Ele lembra que em sua época o Cruzeiro era um clube organizado e estruturado. “Eram outros tempos”. Mas não entende que seja hora de se tomar uma medida extrema como a dos jogadores atuais de se fazer uma greve.
 
“Os conceitos da minha época e a qualidade estrutural das equipes eram inferiores. Me recordo que tivemos um problema de atraso de salário quando estávamos no Japão para o Mundial de Clubes. Era um mês de salário atrasado.
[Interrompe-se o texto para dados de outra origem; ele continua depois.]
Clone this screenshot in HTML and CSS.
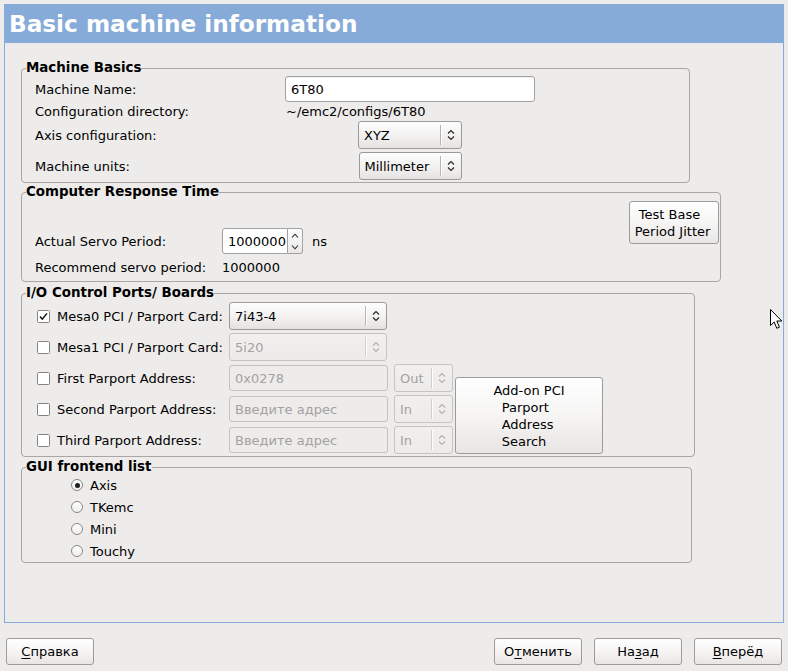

Mas esse período a gente não considerava atraso, e conversando, foi encontrada a solução”, disse.




 
Para ele, o momento é de detectar os erros e é preciso olhar o lado do trabalhador. “Os jogadores têm seus direitos, mas eles têm de entender, também, que têm de se cuidar física e mentalmente. É hora de conversar. Têm de fazer isso. O clube tinha de arranjar uma forma de colocar pelo menos o salário dos funcionários em dia.”
 
Ele conta que nessa crise que enfrentou no clube, eles se reuniram com a diretoria e deram uma solução. “Os funcionários recebiam na totalidade, assim como os jogadores que ganhavam pouco. Os que ganhavam mais, recebiam uma parte. Não vejo esse radicalismo, de fazer greve, como solução.”
 
E também faz um alerta. “O atleta tem de continuar se cuidando. Ficar inativo provoca perdas. Está diante de uma situação que é seu direito constitucional tomar uma posição extrema, como a greve. Mas essa decisão pode gerar perdas enormes”.